The Federal Energy Regulatory Commission (FERC) on December 15, 2022, issued a notice of proposed rulemaking (NOPR) to update its regulations governing backstop siting authority for electric transmission projects. The proposed rule is intended to account for recent changes to section 216 of the Federal Power Act (FPA), which changes stem from the 2021 Infrastructure Investment and Jobs Act (IIJA). The NOPR was published in the Federal Register on Tuesday, January 17, 2023.

In the NOPR, FERC seeks to accomplish the following:

  • Implement the new electric transmission siting authority it was granted in the IIJA.
  • Establish processes that allow concurrent state and federal review of construction permits for new transmission lines, with certain limitations.
  • Implement a new landowner engagement process and require developers to meet certain conditions to protect landowners.
  • Evaluate environmental justice issues in the siting process.
  • Update and revise FERC’s NEPA regulations.
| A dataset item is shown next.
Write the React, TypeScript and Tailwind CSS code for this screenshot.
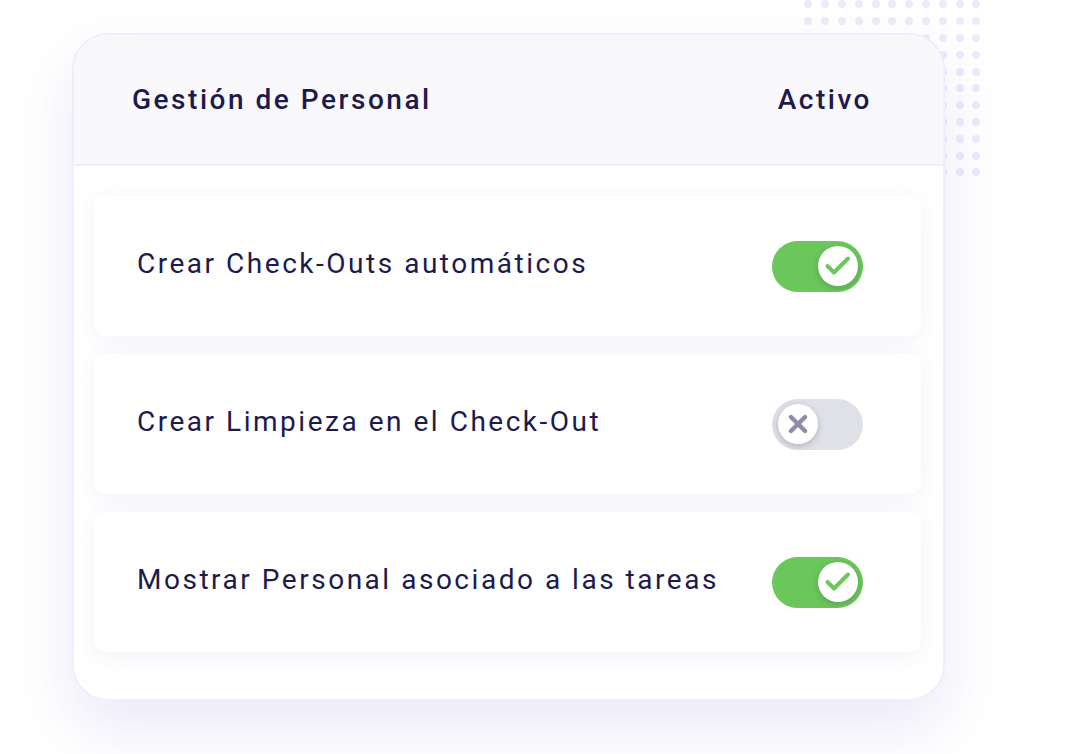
import type { ReactNode } from "react";

const rows = [
  { label: "Crear Check-Outs automáticos", on: true },
  { label: "Crear Limpieza en el Check-Out", on: false },
  { label: "Mostrar Personal asociado a las tareas", on: true },
];

function Toggle({ on }: { on: boolean }) {
  return (
    <div
      className={
        on
          ? "flex h-[51px] w-[91px] items-center justify-end rounded-full bg-[#6bc75a] px-[5px]"
          : "flex h-[51px] w-[91px] items-center justify-start rounded-full bg-[#e0e0e7] px-[6px]"
      }
    >
      <div className="flex h-[40px] w-[40px] items-center justify-center rounded-full bg-white shadow-[0_2px_6px_rgba(40,40,80,0.25)]">
        {on ? (
          <svg width="28" height="28" viewBox="0 0 28 28" fill="none">
            <path d="M3.5 14l6.5 6.5L24 6.5" stroke="#6bc75a" strokeWidth="4" strokeLinecap="round" strokeLinejoin="round" />
          </svg>
        ) : (
          <svg width="20" height="20" viewBox="0 0 20 20" fill="none">
            <path d="M3 3l14 14M17 3L3 17" stroke="#8f8ca7" strokeWidth="4.4" strokeLinecap="round" />
          </svg>
        )}
      </div>
    </div>
  );
}

function Row({ children, on }: { children: ReactNode; on: boolean }) {
  return (
    <div className="flex h-[140px] items-center justify-between rounded-[12px] bg-white pl-[43px] pr-[58px] shadow-[0_4px_22px_rgba(70,60,170,0.07)]">
      <span className="mb-[4px] text-[28px] tracking-[0.09em] text-[#1d1a4e]">{children}</span>
      <Toggle on={on} />
    </div>
  );
}

function Dots() {
  return (
    <div className="absolute left-[800px] top-[-4px] grid grid-cols-[repeat(11,16.8px)] grid-rows-[repeat(11,16.8px)]">
      {Array.from({ length: 121 }).map((_, i) => (
        <div key={i} className="flex items-center justify-center">
          <div className="h-[8px] w-[8px] rounded-full bg-[#ecebfb]" />
        </div>
      ))}
    </div>
  );
}

export default function App() {
  return (
    <div
      className="relative h-[754px] w-[1080px] overflow-hidden bg-white"
      style={{ fontFamily: "Roboto, 'Noto Sans', sans-serif" }}
    >
      <Dots />
      <div className="relative pl-[72px] pt-[33px]">
        <div className="w-[873px] overflow-hidden rounded-[36px] border-2 border-[#efeefc] bg-white shadow-[0_28px_60px_rgba(90,80,200,0.12)]">
          <div className="flex h-[131px] items-center justify-between border-b-2 border-[#efeefc] bg-[#f9f9fc] pl-[58px] pr-[71px]">
            <span className="text-[28px] font-medium tracking-[0.09em] text-[#1d1a4e]">Gestión de Personal</span>
            <span className="text-[28px] font-medium tracking-[0.09em] text-[#1d1a4e]">Activo</span>
          </div>
          <div className="flex flex-col gap-[18px] pb-[47px] pl-[20px] pr-[22px] pt-[30px]">
            {rows.map((r) => (
              <Row key={r.label} on={r.on}>
                {r.label}
              </Row>
            ))}
          </div>
        </div>
      </div>
    </div>
  );
}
Overall, the NOPR is designed to effectuate FERC’s authority to supersede a state regulatory body’s rejection of a proposed transmission project located in a national interest electric transmission corridor, allow simultaneous processing of state applications for siting authority and FERC prefiling proceedings, and update FERC’s NEPA regulations. The changes proposed in the NOPR could encourage the development of needed electric transmission infrastructure and support the build-out of electric transmission envisioned in the IIJA. This could support further development of multistate transmission lines needed to deliver significant wind and solar resources to market. Comments on the NOPR are due April 17, 2023, and reply comments are due May 17, 2023. 

Background

The FPA gives FERC broad jurisdiction over wholesale sales of electricity and the transmission of electricity in interstate commerce. FERC approves rates for such wholesale sales and interstate transmission services, including the authority to charge market-based rates. On the other hand, state regulatory commissions regulate retail electric service and—prior to the Energy Policy Act of 2005 (EPAct 2005)—had sole authority over electric transmission siting. As described below, EPAct 2005 granted FERC “backstop” siting authority over the constructing or modifying electric transmission facilities in certain limited circumstances. 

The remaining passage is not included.